I’d love to tell her that Sandy is absolutely right and that Capezio’s character shoes are only historically appropriate for shows set in the 20’s but that many theatre companies do not care. I’d like to tell her that quick changes won’t always result in having to do a scene with her boots on the wrong feet. I’d like to tell her that even after high school, she will continue picking out what she wears to the theater based on what she wants to come out of the stage door wearing after the show. I’d like to tell her how much more at home in a theater she’ll feel because of the shows she spent working on the crew, how glad she’ll be that Sandy’s husband Dave taught her to use a power drill building sets on the weekend. I’d love to tell her that the public school auditorium she’s performing in is so big and that it’s very hard to sell that many tickets to anything, even when you hang up posters at the Starbucks by school.
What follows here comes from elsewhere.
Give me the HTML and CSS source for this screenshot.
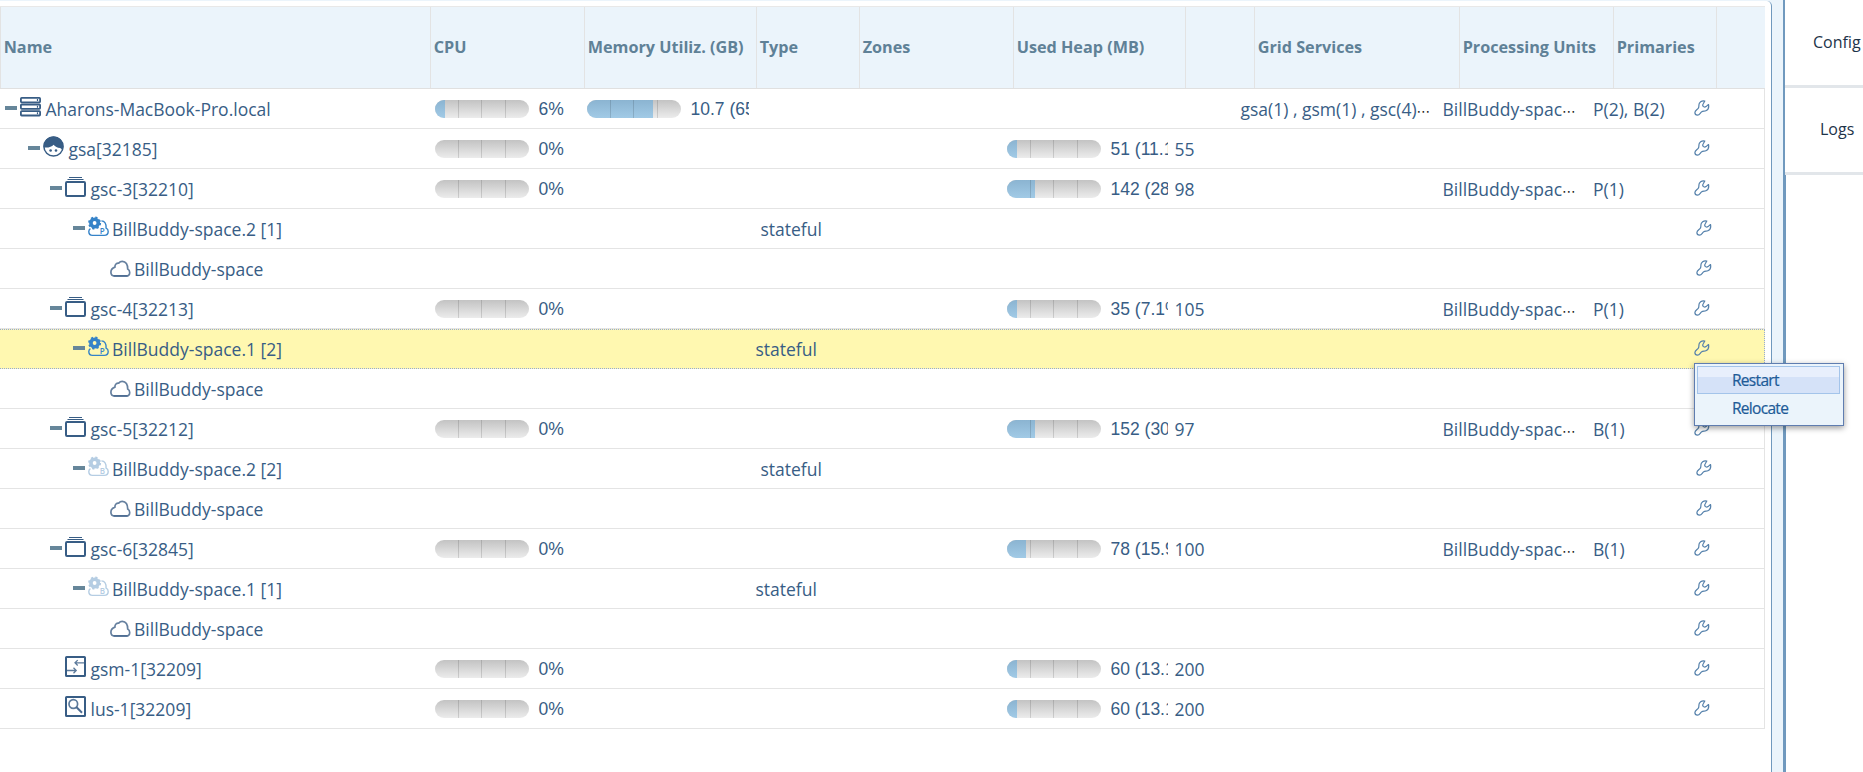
FILE: index.html
```html
<!DOCTYPE html>
<html lang="en">
<head>
<meta charset="utf-8">
<title>Hosts</title>
<link rel="stylesheet" href="styles.css">
</head>
<body>
<svg class="defs" aria-hidden="true">
  <symbol id="server" viewBox="0 0 21 21">
    <g fill="none" stroke="#385d85" stroke-width="1.8"><rect x=".9" y="1.9" width="19.2" height="4.4" rx=".8"/><rect x=".9" y="8.5" width="19.2" height="4.4" rx=".8"/><rect x=".9" y="15.1" width="19.2" height="4.4" rx=".8"/></g>
    <path d="M17.500 3v2M17.500 9.700v2M17.500 16.300v2" stroke="#385d85" stroke-width="1.200"/>
  </symbol>
  <symbol id="agent" viewBox="0 0 21 21">
    <circle cx="10.500" cy="10.500" r="9.600" fill="#fff" stroke="#385d85" stroke-width="1.500"/>
    <path d="M.8 11.500C.4 4.800 4.800.6 10.500.6S20.400 4.600 20.200 11.500c-.1 1.400-.3 2.400-.7 3.300-.5-1.300-1.300-2.200-2.400-2.700-2.700-.3-4.900-1.500-6.500-3.400-2 2-4.600 3.200-9.800 2.800z" fill="#385d85"/>
    <circle cx="7.600" cy="14.500" r="1.300" fill="#385d85"/><circle cx="13" cy="14.500" r="1.300" fill="#385d85"/>
  </symbol>
  <symbol id="container" viewBox="0 0 21 21">
    <rect x="1" y="5.900" width="19" height="14" rx="1" fill="none" stroke="#385d85" stroke-width="2"/>
    <path d="M4 1.500h13M2.500 3.500h16" stroke="#385d85" stroke-width="1"/>
  </symbol>
  <symbol id="unit" viewBox="0 0 21 21">
    <path d="M2.400 12.600C1.200 13.300.8 14.400.8 15.600c0 2.300 1.600 3.800 3.700 3.800h11.700c2.300 0 4-1.500 4-3.800 0-1.700-.8-2.900-2.100-3.500.2-3.900-1.100-7-4.700-7.200" fill="none" stroke="currentColor" stroke-width="1.400"/>
    <circle cx="6.600" cy="7" r="3.700" fill="none" stroke="currentColor" stroke-width="3.600"/>
    <circle cx="6.600" cy="7" r="5.500" fill="none" stroke="currentColor" stroke-width="2" stroke-dasharray="2.160 2.160"/>
  </symbol>
  <symbol id="cloud" viewBox="0 0 21 21">
    <path d="M4.800 20h11.400c2.200 0 3.500-1.600 3.500-3.600 0-1.600-.8-2.800-2-3.400.1-4.300-1.800-7.700-5.400-7.700-1.700 0-2.700.7-3.500 1.800-2.300-.3-3.900 1.300-3.900 4C2.300 12 .9 14 .9 16.200.9 18.500 2.600 20 4.800 20z" fill="none" stroke="#66809f" stroke-width="1.700"/>
    <path d="M3.500 19.900h14" stroke="#4c6c92" stroke-width="1.700"/>
  </symbol>
  <symbol id="manager" viewBox="0 0 21 21">
    <rect x="1" y="1" width="19" height="19" rx=".6" fill="none" stroke="#385d85" stroke-width="2"/>
    <path d="M2 14.500h9M8.500 11.800l2.700 2.700-2.700 2.700M19 6.800h-9M12.700 4.100L10 6.800l2.700 2.700" fill="none" stroke="#5c7a9b" stroke-width="1.300"/>
  </symbol>
  <symbol id="lookup" viewBox="0 0 21 21">
    <rect x="1" y="1" width="19" height="19" rx=".6" fill="none" stroke="#385d85" stroke-width="2"/>
    <circle cx="8.300" cy="8" r="4.300" fill="none" stroke="#5c7a9b" stroke-width="1.700"/>
    <path d="M11.300 11l5.700 5.700" stroke="#4c6c92" stroke-width="2"/>
  </symbol>
  <symbol id="wrench" viewBox="0 0 16 16">
    <path d="M10.800 1C7.600.3 4.900 2.300 4.900 5c0 1.300.2 2.200-.7 3.300C3.100 9.600.9 10.500.9 12.500c0 1.700 1.100 2.600 2.600 2.600 2.300 0 2.500-2.100 4.200-3.300 1.300-1 2.800-.3 4.200-1 2.300-1.100 3.200-3.600 2.600-6.300L12 6.600c-1 .7-2.600.6-3.100-.5-.4-1-.1-1.800.5-2.600z" fill="none" stroke="#5480ab" stroke-width="1.200" stroke-linejoin="round"/>
  </symbol>
</svg>

<div class="app">
  <main class="hosts">
    <div class="head">
      <div>Name</div><div>CPU</div><div>Memory Utiliz. (GB)</div><div>Type</div><div>Zones</div><div>Used Heap (MB)</div><div></div><div>Grid Services</div><div>Processing Units</div><div>Primaries</div><div></div>
    </div>
    <div class="body">
      <div class="row">
        <div class="name d0"><i class="fold"></i><svg><use href="#server"/></svg><span>Aharons-MacBook-Pro.local</span></div>
        <div class="cpu"><div class="gauge"><b style="width:10px"></b></div><span>6%</span></div>
        <div class="mem"><div class="gauge"><b style="width:66px"></b></div><span>10.7 (65%)</span></div>
        <div class="svc">gsa(1) , gsm(1) , gsc(4)<em>⋯</em></div>
        <div class="pu">BillBuddy-spac<em>⋯</em></div><div class="prim">P(2), B(2)</div>
        <svg class="tool"><use href="#wrench"/></svg>
      </div>
      <div class="row">
        <div class="name d1"><i class="fold"></i><svg><use href="#agent"/></svg><span>gsa[32185]</span></div>
        <div class="cpu"><div class="gauge"></div><span>0%</span></div>
        <div class="heap"><div class="gauge"><b style="width:10px"></b></div><span>51 (11.1%)</span></div><div class="thr">55</div>
        <svg class="tool"><use href="#wrench"/></svg>
      </div>
      <div class="row">
        <div class="name d2"><i class="fold"></i><svg><use href="#container"/></svg><span>gsc-3[32210]</span></div>
        <div class="cpu"><div class="gauge"></div><span>0%</span></div>
        <div class="heap"><div class="gauge"><b style="width:28px"></b></div><span>142 (28%)</span></div><div class="thr">98</div>
        <div class="pu">BillBuddy-spac<em>⋯</em></div><div class="prim">P(1)</div>
        <svg class="tool"><use href="#wrench"/></svg>
      </div>
      <div class="row shifted">
        <div class="name d3"><i class="fold"></i><svg class="primary"><use href="#unit"/><text x="11.800" y="17.600">P</text></svg><span>BillBuddy-space.2 [1]</span></div>
        <div class="type">stateful</div>
        <svg class="tool"><use href="#wrench"/></svg>
      </div>
      <div class="row shifted">
        <div class="name d4"><svg><use href="#cloud"/></svg><span>BillBuddy-space</span></div>
        <svg class="tool"><use href="#wrench"/></svg>
      </div>
      <div class="row">
        <div class="name d2"><i class="fold"></i><svg><use href="#container"/></svg><span>gsc-4[32213]</span></div>
        <div class="cpu"><div class="gauge"></div><span>0%</span></div>
        <div class="heap"><div class="gauge"><b style="width:10px"></b></div><span>35 (7.1%)</span></div><div class="thr">105</div>
        <div class="pu">BillBuddy-spac<em>⋯</em></div><div class="prim">P(1)</div>
        <svg class="tool"><use href="#wrench"/></svg>
      </div>
      <div class="row selected">
        <div class="name d3"><i class="fold"></i><svg class="primary"><use href="#unit"/><text x="11.800" y="17.600">P</text></svg><span>BillBuddy-space.1 [2]</span></div>
        <div class="type">stateful</div>
        <svg class="tool"><use href="#wrench"/></svg>
      </div>
      <div class="row">
        <div class="name d4"><svg><use href="#cloud"/></svg><span>BillBuddy-space</span></div>
      </div>
      <div class="row">
        <div class="name d2"><i class="fold"></i><svg><use href="#container"/></svg><span>gsc-5[32212]</span></div>
        <div class="cpu"><div class="gauge"></div><span>0%</span></div>
        <div class="heap"><div class="gauge"><b style="width:28px"></b></div><span>152 (30%)</span></div><div class="thr">97</div>
        <div class="pu">BillBuddy-spac<em>⋯</em></div><div class="prim">B(1)</div>
        <svg class="tool"><use href="#wrench"/></svg>
      </div>
      <div class="row shifted">
        <div class="name d3"><i class="fold"></i><svg class="backup"><use href="#unit"/><text x="11.800" y="17.600">B</text></svg><span>BillBuddy-space.2 [2]</span></div>
        <div class="type">stateful</div>
        <svg class="tool"><use href="#wrench"/></svg>
      </div>
      <div class="row shifted">
        <div class="name d4"><svg><use href="#cloud"/></svg><span>BillBuddy-space</span></div>
        <svg class="tool"><use href="#wrench"/></svg>
      </div>
      <div class="row">
        <div class="name d2"><i class="fold"></i><svg><use href="#container"/></svg><span>gsc-6[32845]</span></div>
        <div class="cpu"><div class="gauge"></div><span>0%</span></div>
        <div class="heap"><div class="gauge"><b style="width:19px"></b></div><span>78 (15.9%)</span></div><div class="thr">100</div>
        <div class="pu">BillBuddy-spac<em>⋯</em></div><div class="prim">B(1)</div>
        <svg class="tool"><use href="#wrench"/></svg>
      </div>
      <div class="row">
        <div class="name d3"><i class="fold"></i><svg class="backup"><use href="#unit"/><text x="11.800" y="17.600">B</text></svg><span>BillBuddy-space.1 [1]</span></div>
        <div class="type">stateful</div>
        <svg class="tool"><use href="#wrench"/></svg>
      </div>
      <div class="row">
        <div class="name d4"><svg><use href="#cloud"/></svg><span>BillBuddy-space</span></div>
        <svg class="tool"><use href="#wrench"/></svg>
      </div>
      <div class="row">
        <div class="name d2 leaf"><svg><use href="#manager"/></svg><span>gsm-1[32209]</span></div>
        <div class="cpu"><div class="gauge"></div><span>0%</span></div>
        <div class="heap"><div class="gauge"><b style="width:10px"></b></div><span>60 (13.1%)</span></div><div class="thr">200</div>
        <svg class="tool"><use href="#wrench"/></svg>
      </div>
      <div class="row">
        <div class="name d2 leaf"><svg><use href="#lookup"/></svg><span>lus-1[32209]</span></div>
        <div class="cpu"><div class="gauge"></div><span>0%</span></div>
        <div class="heap"><div class="gauge"><b style="width:10px"></b></div><span>60 (13.1%)</span></div><div class="thr">200</div>
        <svg class="tool"><use href="#wrench"/></svg>
      </div>
    </div>
  </main>
  <div class="splitter"></div>
  <aside class="tabs"><div class="tab config">Config</div><div class="tab">Logs</div></aside>
</div>

<div class="menu"><div class="item active">Restart</div><div class="item">Relocate</div></div>
</body>
</html>
```
FILE: styles.css
```css
* { box-sizing: border-box; }
body { margin: 0; width: 1863px; height: 772px; overflow: hidden; background: #fff; color: #385d85; font: 17.500px "Open Sans", sans-serif; }
.defs { position: absolute; width: 0; height: 0; }
.app { display: flex; height: 772px; background: #ebf4fb; }
.hosts { width: 1772px; flex: none; margin-top: 1px; padding-top: 5px; background: #fff; border-right: 1px solid #7099be; border-top-right-radius: 5px; }
.head { display: grid; grid-template-columns: 430px 154px 172px 103px 154px 172px 69px 205px 154px 103px 49px; width: 1765px; height: 83px; background: #ebf4fb; border-top: 1px solid #e8e8e8; border-bottom: 1px solid #e0e0e0; }
.head div { border-left: 1px solid #e3e3e3; padding-left: 2.700px; line-height: 80px; font-size: 16.200px; font-weight: 700; color: #5f8197; white-space: nowrap; }
.body { width: 1765px; }
.row { display: grid; grid-template-columns: 435px 152px 168px 252px 167px 66px 202px 151px 100px 1fr; height: 40px; border-right: 1px solid #e4e4e4; border-bottom: 1px solid #e4e4e4; line-height: 40px; white-space: nowrap; }
.row > * { grid-row: 1; }
.row.selected { background: #fff8b0; border: 1px dotted #95a9d4; border-left: 0; line-height: 38px; }
.name { grid-column: 1; display: flex; }
.name svg { width: 21px; height: 21px; margin: 7px 4.500px 0 0; overflow: visible; }
.fold { width: 12px; height: 4px; margin: 17px 3px 0 0; background: #66869a; }
.d0 { padding-left: 5px; }
.d1 { padding-left: 28px; }
.d2 { padding-left: 50px; }
.d3 { padding-left: 73px; }
.d4 { padding-left: 110px; }
.d2.leaf { padding-left: 65px; }
.d3 svg, .d4 svg { margin-right: 3px; }
.selected .name svg { margin-top: 6px; }
.selected .fold { margin-top: 16px; }
.primary { color: #3583c8; }
.backup { color: #b5cde3; }
.name text { font: 600 8px "Open Sans", sans-serif; fill: currentColor; }
.cpu { grid-column: 2; }
.mem { grid-column: 3; }
.type { grid-column: 4; padding-left: .5px; }
.shifted .type { padding-left: 5.500px; }
.heap { grid-column: 5; }
.thr { grid-column: 6; padding-left: .5px; }
.svc { grid-column: 7; padding-left: .5px; }
.pu { grid-column: 8; padding-left: .5px; }
.prim { grid-column: 9; }
.cpu, .mem, .heap { display: flex; width: 162px; gap: 9.500px; overflow: hidden; font: 17.500px/40px "Liberation Sans", sans-serif; }
.heap { width: 161px; }
.gauge { flex: none; width: 94px; height: 18px; margin-top: 11px; border-radius: 9px; overflow: hidden; background: linear-gradient(90deg, transparent 23px, #0002 23px 24px, transparent 24px 46px, #0002 46px 47px, transparent 47px 70px, #0002 70px 71px, transparent 71px), linear-gradient(#c3c3c3, #ececec); }
.gauge b { display: block; height: 18px; background: linear-gradient(90deg, transparent 23px, #0002 23px 24px, transparent 24px 46px, #0002 46px 47px, transparent 47px), linear-gradient(#8bb4d1, #a1cae6); }
em { font: 14px "DejaVu Sans", sans-serif; color: #222; }
.tool { grid-column: 10; width: 16px; height: 16px; margin: 10.500px 0 0 .5px; }
.shifted .tool { margin-left: 2.500px; }
.selected .tool { margin-top: 9.500px; }
.splitter { flex: none; width: 14px; border-right: 3px solid #7099be; }
.tabs { flex: none; width: 90px; margin-left: -1px; background: linear-gradient(#fff, #fff) 1px 0 no-repeat; }
.tab { height: 87px; width: 90px; padding-left: 35px; background: #fff; border-bottom: 3px solid #e2e6ea; color: #1d3349; font-size: 16px; line-height: 83px; white-space: nowrap; }
.tab.config { padding-left: 28px; height: 88px; line-height: 85px; }
.menu { position: absolute; left: 1694px; top: 363px; width: 150px; height: 63px; padding: 2px; border: 1px solid #5f7db0; background: #ebf4fb; box-shadow: 0 2px 6px #0006; }
.item { width: 143px; height: 28px; padding-left: 34px; border: 1px solid transparent; font-size: 15.500px; line-height: 26px; letter-spacing: -.7px; color: #205a97; -webkit-text-stroke: .2px #205a97; }
.item.active { border-color: #a3c4ea; background: linear-gradient(#e8effc 0 38%, #d5e2f8 38%); }
```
I’d tell her to be grateful for the gift of sometimes having to play to what feels like an empty house because there will be so many more of those along the way.

I’d really like to tell her to be grateful for being challenged and for being talked to like an adult, that not all chapters of her education will be so generous. I’d like to tell her that finding and dedicating herself to theatre during her time in the sweeping sea of a large public high school taught her so much about not sinking in deep water.

I wouldn’t need to tell her to enjoy it, though. To fall in love with the plays she was handed. To savor every moment in those beautiful costumes and to know the richness of the long afternoons and late nights in that wide auditorium. To have a sense of how much it would all mean to her later in her life. I wouldn’t need to tell her.

She did that anyway.

With Sandy after The Phantom of the Opera. 2017.

With Sandy after The Phantom of the Opera. 2017.